In Uncategorized on 07/19/2021 at 18:17

Sometimes small-claimers are as much fun as the big cases in the “small court.” Here’s Maher Bassily and Nermine Bassily, 2021 T. C. Sum  Op. 20, filed 7/19/21, with a new one on me.

I’ll let STJ Peter Panuthos, a hardened veteran jurist who has seen much, tell the tale.

“Petitioner Maher Bassily jointly owned two brokerage accounts, one with each of his sons, David Bassily and Daniel Bassily. Each of the brokerage accounts generated foreign-source income during [year at issue]. The Canadian Government withheld a total of $3,550 in taxes from the income earned on the brokerage accounts in [year at issue]. Petitioners timely filed a joint Form 1040, U.S. Individual Income Tax Return, for the [year at issue], but they did not report any foreign source income on their income tax return. Instead, all of the foreign source income related to the brokerage accounts that petitioner Maher Bassily owned jointly with his sons was reported on his son Daniel Bassily’s [year at issue] Federal income tax return. Despite the fact that petitioners did not report any of the foreign source income earned from the brokerage accounts on their tax return, they apparently attempted to make an election to claim a credit for foreign taxes paid related to the brokerage accounts by attaching a Form 1116, Foreign Tax Credit (Individual, Estate, or Trust), to their Form 1040. On the Form 1116 petitioners reported $3,550 in total foreign taxes paid or accrued during the [year at issue] and zero foreign source income. Petitioners reported a foreign tax credit of zero on both the Form 1116 and the Form 1040 for the year in issue.

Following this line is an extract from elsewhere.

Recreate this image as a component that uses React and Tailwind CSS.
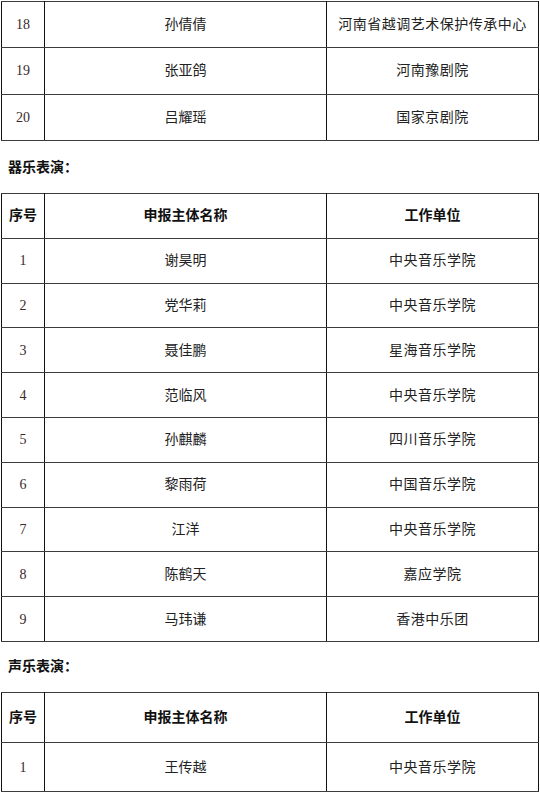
const troupe = [
  ["18", "孙倩倩", "河南省越调艺术保护传承中心"],
  ["19", "张亚鸽", "河南豫剧院"],
  ["20", "吕耀瑶", "国家京剧院"],
];

const instrumental = [
  ["1", "谢昊明", "中央音乐学院"],
  ["2", "党华莉", "中央音乐学院"],
  ["3", "聂佳鹏", "星海音乐学院"],
  ["4", "范临风", "中央音乐学院"],
  ["5", "孙麒麟", "四川音乐学院"],
  ["6", "黎雨荷", "中国音乐学院"],
  ["7", "江洋", "中央音乐学院"],
  ["8", "陈鹤天", "嘉应学院"],
  ["9", "马玮谦", "香港中乐团"],
];

const vocal = [["1", "王传越", "中央音乐学院"]];

const serif = "font-['Liberation_Serif','Noto_Sans_CJK_SC',serif]";
const sans = "font-['Liberation_Sans','Noto_Sans_CJK_SC',sans-serif]";

const cell =
  "border-x border-x-[#111] border-y-[1.5px] border-y-[#3c3c3c] text-center align-middle p-0";

function Table({ rows, header, rowH, headH }) {
  return (
    <table className="ml-[1px] w-[537px] table-fixed border-collapse text-[14px] text-[#222]">
      <colgroup>
        <col className="w-[43px]" />
        <col className="w-[282px]" />
        <col className="w-[212px]" />
      </colgroup>
      <tbody>
        {header && (
          <tr className={headH}>
            <td className={`${cell} ${sans} font-semibold text-[#111]`}>序号</td>
            <td className={`${cell} ${sans} font-semibold text-[#111]`}>申报主体名称</td>
            <td className={`${cell} ${sans} font-semibold text-[#111]`}>工作单位</td>
          </tr>
        )}
        {rows.map(([n, name, org]) => (
          <tr key={n + name} className={rowH}>
            <td className={`${cell} ${serif} text-[#3a2a2a]`}>{n}</td>
            <td className={`${cell} ${serif}`}>{name}</td>
            <td className={`${cell} ${serif} tracking-[0.5px]`}>{org}</td>
          </tr>
        ))}
      </tbody>
    </table>
  );
}

function Heading({ children, h }) {
  return (
    <div className={`${h} flex items-center pl-[8px] text-[14px] font-bold text-[#111] ${sans}`}>
      {children}
    </div>
  );
}

export default function App() {
  return (
    <div className="w-[540px] h-[793px] bg-white overflow-hidden pt-[0.5px]">
      <Table rows={troupe} rowH="h-[46.5px]" />
      <Heading h="h-[52px]">器乐表演：</Heading>
      <Table rows={instrumental} header rowH="h-[44.8px]" headH="h-[44.8px]" />
      <Heading h="h-[50px]">声乐表演：</Heading>
      <Table rows={vocal} header rowH="h-[49.5px]" headH="h-[50px]" />
    </div>
  );
}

“Rather than claim the foreign tax credit on the line designated for that credit on the tax return, petitioners added the $3,550 of foreign taxes to the total Federal income taxes withheld as reported on Form 1040. Thus, while petitioners’ Federal tax withholding amounted to $40,985, the Form 1040 reflected withholding of $44,535 (the amount of Federal withholding plus the $3,550 in foreign taxes withheld by the Canadian Government).” 2021 T. C. Sum. Op. 20, at pp. 3-4.

Well, I have to give Maher credit. That’s quite a move. Unfortunately for Maher, it doesn’t work.

“At trial petitioner Maher Bassily explained that he reported the income on his son Daniel’s income tax return because his son did not have a Federal income tax liability for the [year at issue]. Petitioners did not report any foreign-source income on their [year at issue] tax return. Therefore, the ratio of petitioners’ foreign taxable income to their total taxable income for [year at issue] is zero. Pursuant to the limitation in section 904(a), the amount of foreign tax credit petitioners may claim for [year at issue] is zero.” 2021 T. C. Sum. Op. 20, at p. 9.

Maher’s attempted shunt of the income to his son is a nonstarter.

“We have long held that income is taxable to the person who earns it and taxpayers may not shift the incidence of taxation to a person or entity having less or no tax liability. See, e.g., Frey v. Commissioner, T.C. Memo. 2019-62, at *7.” 2021 T. C. Sum. Op. 20, at p. 9, footnote 3.

But I still want to award Maher a Taishoff “good try,” even though I shouldn’t.